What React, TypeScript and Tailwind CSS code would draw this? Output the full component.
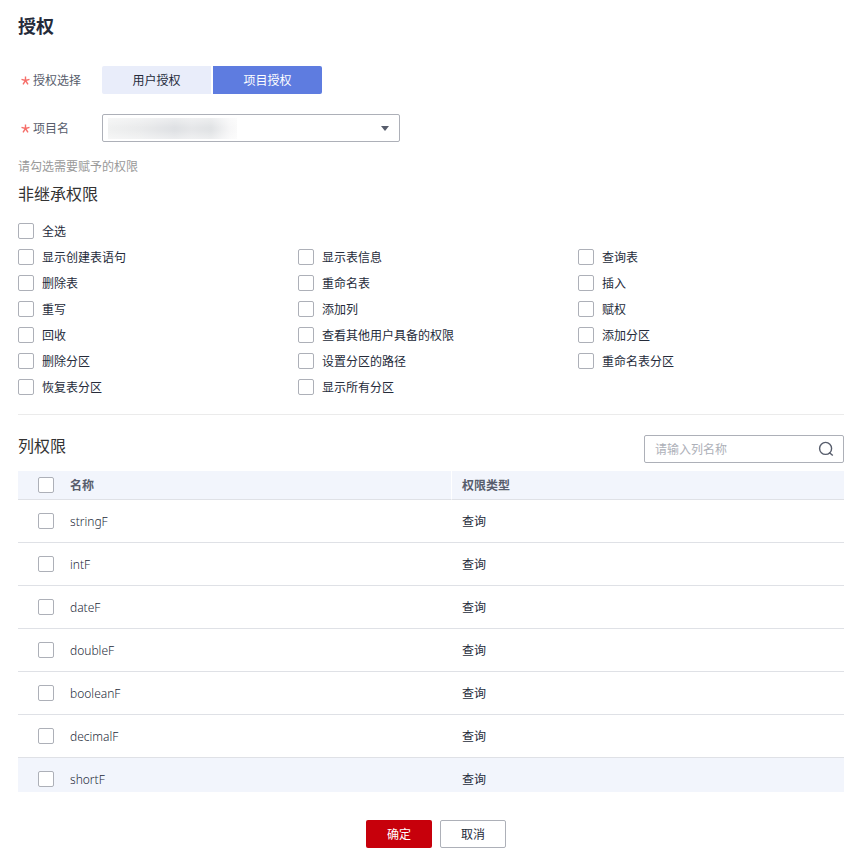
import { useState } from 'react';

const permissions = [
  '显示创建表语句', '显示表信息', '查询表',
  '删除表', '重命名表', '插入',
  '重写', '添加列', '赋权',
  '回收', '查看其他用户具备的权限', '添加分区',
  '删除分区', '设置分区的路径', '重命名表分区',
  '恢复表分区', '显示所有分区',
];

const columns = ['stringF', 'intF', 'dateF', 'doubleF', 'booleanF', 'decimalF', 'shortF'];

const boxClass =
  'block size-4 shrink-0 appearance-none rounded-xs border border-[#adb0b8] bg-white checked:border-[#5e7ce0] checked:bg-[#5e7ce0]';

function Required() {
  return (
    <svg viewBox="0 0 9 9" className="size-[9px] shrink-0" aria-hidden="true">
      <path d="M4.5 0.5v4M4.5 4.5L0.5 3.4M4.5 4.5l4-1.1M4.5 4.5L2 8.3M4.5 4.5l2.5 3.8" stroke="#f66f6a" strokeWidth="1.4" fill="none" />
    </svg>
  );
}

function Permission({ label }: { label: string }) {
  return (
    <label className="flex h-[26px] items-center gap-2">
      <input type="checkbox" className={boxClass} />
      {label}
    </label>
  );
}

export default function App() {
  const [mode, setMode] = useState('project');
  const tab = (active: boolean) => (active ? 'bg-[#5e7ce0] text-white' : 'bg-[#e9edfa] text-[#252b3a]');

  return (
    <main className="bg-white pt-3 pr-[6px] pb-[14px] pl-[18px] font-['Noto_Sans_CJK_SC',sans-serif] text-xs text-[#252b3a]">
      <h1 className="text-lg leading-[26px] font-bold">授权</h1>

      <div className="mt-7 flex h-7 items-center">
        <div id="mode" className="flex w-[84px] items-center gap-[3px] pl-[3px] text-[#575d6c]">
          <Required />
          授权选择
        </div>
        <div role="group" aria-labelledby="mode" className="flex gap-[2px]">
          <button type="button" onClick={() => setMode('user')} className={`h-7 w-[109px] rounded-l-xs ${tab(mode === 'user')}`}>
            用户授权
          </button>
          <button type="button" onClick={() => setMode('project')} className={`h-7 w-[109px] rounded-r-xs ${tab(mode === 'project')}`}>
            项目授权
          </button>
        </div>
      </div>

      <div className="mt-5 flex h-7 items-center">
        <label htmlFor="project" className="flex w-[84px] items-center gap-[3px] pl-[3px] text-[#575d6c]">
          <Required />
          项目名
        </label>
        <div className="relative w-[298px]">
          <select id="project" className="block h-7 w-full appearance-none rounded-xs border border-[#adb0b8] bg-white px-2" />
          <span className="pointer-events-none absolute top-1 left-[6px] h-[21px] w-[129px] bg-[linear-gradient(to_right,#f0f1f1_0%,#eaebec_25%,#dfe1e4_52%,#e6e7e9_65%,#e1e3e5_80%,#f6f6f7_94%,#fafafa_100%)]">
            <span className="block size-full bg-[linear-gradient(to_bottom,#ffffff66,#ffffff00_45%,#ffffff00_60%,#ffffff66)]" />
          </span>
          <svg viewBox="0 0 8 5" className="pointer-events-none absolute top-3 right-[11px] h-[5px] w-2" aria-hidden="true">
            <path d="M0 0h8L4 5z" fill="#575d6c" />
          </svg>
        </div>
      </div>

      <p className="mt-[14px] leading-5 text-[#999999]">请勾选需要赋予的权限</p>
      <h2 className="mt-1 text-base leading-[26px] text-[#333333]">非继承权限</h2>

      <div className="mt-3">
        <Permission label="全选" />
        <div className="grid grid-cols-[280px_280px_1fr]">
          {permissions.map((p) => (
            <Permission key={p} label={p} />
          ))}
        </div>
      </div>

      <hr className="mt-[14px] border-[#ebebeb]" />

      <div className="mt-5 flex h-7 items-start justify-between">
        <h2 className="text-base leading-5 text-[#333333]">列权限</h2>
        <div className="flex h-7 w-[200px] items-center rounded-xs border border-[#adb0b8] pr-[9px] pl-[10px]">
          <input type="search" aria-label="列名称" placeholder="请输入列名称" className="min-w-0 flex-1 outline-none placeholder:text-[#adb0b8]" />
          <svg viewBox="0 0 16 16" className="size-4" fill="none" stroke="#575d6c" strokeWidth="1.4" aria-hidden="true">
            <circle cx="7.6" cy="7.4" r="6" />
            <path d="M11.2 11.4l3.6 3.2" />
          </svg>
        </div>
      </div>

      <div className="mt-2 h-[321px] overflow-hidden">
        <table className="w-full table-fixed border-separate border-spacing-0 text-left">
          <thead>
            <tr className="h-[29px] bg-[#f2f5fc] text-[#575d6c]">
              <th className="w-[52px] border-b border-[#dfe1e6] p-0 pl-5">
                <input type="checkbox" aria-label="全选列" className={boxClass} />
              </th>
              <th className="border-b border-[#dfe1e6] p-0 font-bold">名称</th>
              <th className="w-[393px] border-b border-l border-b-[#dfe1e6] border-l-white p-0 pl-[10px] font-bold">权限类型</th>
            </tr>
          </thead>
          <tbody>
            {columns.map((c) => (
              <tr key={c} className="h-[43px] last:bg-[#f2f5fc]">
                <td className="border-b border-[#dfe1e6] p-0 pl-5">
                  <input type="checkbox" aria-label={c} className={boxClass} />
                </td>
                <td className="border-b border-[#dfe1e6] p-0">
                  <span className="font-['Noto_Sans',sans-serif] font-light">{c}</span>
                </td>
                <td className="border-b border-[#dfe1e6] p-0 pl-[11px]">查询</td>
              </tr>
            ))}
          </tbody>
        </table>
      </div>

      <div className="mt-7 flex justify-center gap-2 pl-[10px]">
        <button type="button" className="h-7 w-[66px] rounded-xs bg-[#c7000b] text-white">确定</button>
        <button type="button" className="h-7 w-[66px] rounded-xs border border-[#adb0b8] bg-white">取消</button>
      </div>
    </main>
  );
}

__BRIEF__
Reproduce all of the data exactly, omitting each picture it holds.

__EXPECTED ANSWER__
What React, TypeScript and Tailwind CSS code would draw this? Output the full component.
import { useState } from 'react';

const permissions = [
  '显示创建表语句', '显示表信息', '查询表',
  '删除表', '重命名表', '插入',
  '重写', '添加列', '赋权',
  '回收', '查看其他用户具备的权限', '添加分区',
  '删除分区', '设置分区的路径', '重命名表分区',
  '恢复表分区', '显示所有分区',
];

const columns = ['stringF', 'intF', 'dateF', 'doubleF', 'booleanF', 'decimalF', 'shortF'];

const boxClass =
  'block size-4 shrink-0 appearance-none rounded-xs border border-[#adb0b8] bg-white checked:border-[#5e7ce0] checked:bg-[#5e7ce0]';

function Required() {
  return (
    <svg viewBox="0 0 9 9" className="size-[9px] shrink-0" aria-hidden="true">
      <path d="M4.5 0.5v4M4.5 4.5L0.5 3.4M4.5 4.5l4-1.1M4.5 4.5L2 8.3M4.5 4.5l2.5 3.8" stroke="#f66f6a" strokeWidth="1.4" fill="none" />
    </svg>
  );
}

function Permission({ label }: { label: string }) {
  return (
    <label className="flex h-[26px] items-center gap-2">
      <input type="checkbox" className={boxClass} />
      {label}
    </label>
  );
}

export default function App() {
  const [mode, setMode] = useState('project');
  const tab = (active: boolean) => (active ? 'bg-[#5e7ce0] text-white' : 'bg-[#e9edfa] text-[#252b3a]');

  return (
    <main className="bg-white pt-3 pr-[6px] pb-[14px] pl-[18px] font-['Noto_Sans_CJK_SC',sans-serif] text-xs text-[#252b3a]">
      <h1 className="text-lg leading-[26px] font-bold">授权</h1>

      <div className="mt-7 flex h-7 items-center">
        <div id="mode" className="flex w-[84px] items-center gap-[3px] pl-[3px] text-[#575d6c]">
          <Required />
          授权选择
        </div>
        <div role="group" aria-labelledby="mode" className="flex gap-[2px]">
          <button type="button" onClick={() => setMode('user')} className={`h-7 w-[109px] rounded-l-xs ${tab(mode === 'user')}`}>
            用户授权
          </button>
          <button type="button" onClick={() => setMode('project')} className={`h-7 w-[109px] rounded-r-xs ${tab(mode === 'project')}`}>
            项目授权
          </button>
        </div>
      </div>

      <div className="mt-5 flex h-7 items-center">
        <label htmlFor="project" className="flex w-[84px] items-center gap-[3px] pl-[3px] text-[#575d6c]">
          <Required />
          项目名
        </label>
        <div className="relative w-[298px]">
          <select id="project" className="block h-7 w-full appearance-none rounded-xs border border-[#adb0b8] bg-white px-2" />
          <span className="pointer-events-none absolute top-1 left-[6px] h-[21px] w-[129px] bg-[linear-gradient(to_right,#f0f1f1_0%,#eaebec_25%,#dfe1e4_52%,#e6e7e9_65%,#e1e3e5_80%,#f6f6f7_94%,#fafafa_100%)]">
            <span className="block size-full bg-[linear-gradient(to_bottom,#ffffff66,#ffffff00_45%,#ffffff00_60%,#ffffff66)]" />
          </span>
          <svg viewBox="0 0 8 5" className="pointer-events-none absolute top-3 right-[11px] h-[5px] w-2" aria-hidden="true">
            <path d="M0 0h8L4 5z" fill="#575d6c" />
          </svg>
        </div>
      </div>

      <p className="mt-[14px] leading-5 text-[#999999]">请勾选需要赋予的权限</p>
      <h2 className="mt-1 text-base leading-[26px] text-[#333333]">非继承权限</h2>

      <div className="mt-3">
        <Permission label="全选" />
        <div className="grid grid-cols-[280px_280px_1fr]">
          {permissions.map((p) => (
            <Permission key={p} label={p} />
          ))}
        </div>
      </div>

      <hr className="mt-[14px] border-[#ebebeb]" />

      <div className="mt-5 flex h-7 items-start justify-between">
        <h2 className="text-base leading-5 text-[#333333]">列权限</h2>
        <div className="flex h-7 w-[200px] items-center rounded-xs border border-[#adb0b8] pr-[9px] pl-[10px]">
          <input type="search" aria-label="列名称" placeholder="请输入列名称" className="min-w-0 flex-1 outline-none placeholder:text-[#adb0b8]" />
          <svg viewBox="0 0 16 16" className="size-4" fill="none" stroke="#575d6c" strokeWidth="1.4" aria-hidden="true">
            <circle cx="7.6" cy="7.4" r="6" />
            <path d="M11.2 11.4l3.6 3.2" />
          </svg>
        </div>
      </div>

      <div className="mt-2 h-[321px] overflow-hidden">
        <table className="w-full table-fixed border-separate border-spacing-0 text-left">
          <thead>
            <tr className="h-[29px] bg-[#f2f5fc] text-[#575d6c]">
              <th className="w-[52px] border-b border-[#dfe1e6] p-0 pl-5">
                <input type="checkbox" aria-label="全选列" className={boxClass} />
              </th>
              <th className="border-b border-[#dfe1e6] p-0 font-bold">名称</th>
              <th className="w-[393px] border-b border-l border-b-[#dfe1e6] border-l-white p-0 pl-[10px] font-bold">权限类型</th>
            </tr>
          </thead>
          <tbody>
            {columns.map((c) => (
              <tr key={c} className="h-[43px] last:bg-[#f2f5fc]">
                <td className="border-b border-[#dfe1e6] p-0 pl-5">
                  <input type="checkbox" aria-label={c} className={boxClass} />
                </td>
                <td className="border-b border-[#dfe1e6] p-0">
                  <span className="font-['Noto_Sans',sans-serif] font-light">{c}</span>
                </td>
                <td className="border-b border-[#dfe1e6] p-0 pl-[11px]">查询</td>
              </tr>
            ))}
          </tbody>
        </table>
      </div>

      <div className="mt-7 flex justify-center gap-2 pl-[10px]">
        <button type="button" className="h-7 w-[66px] rounded-xs bg-[#c7000b] text-white">确定</button>
        <button type="button" className="h-7 w-[66px] rounded-xs border border-[#adb0b8] bg-white">取消</button>
      </div>
    </main>
  );
}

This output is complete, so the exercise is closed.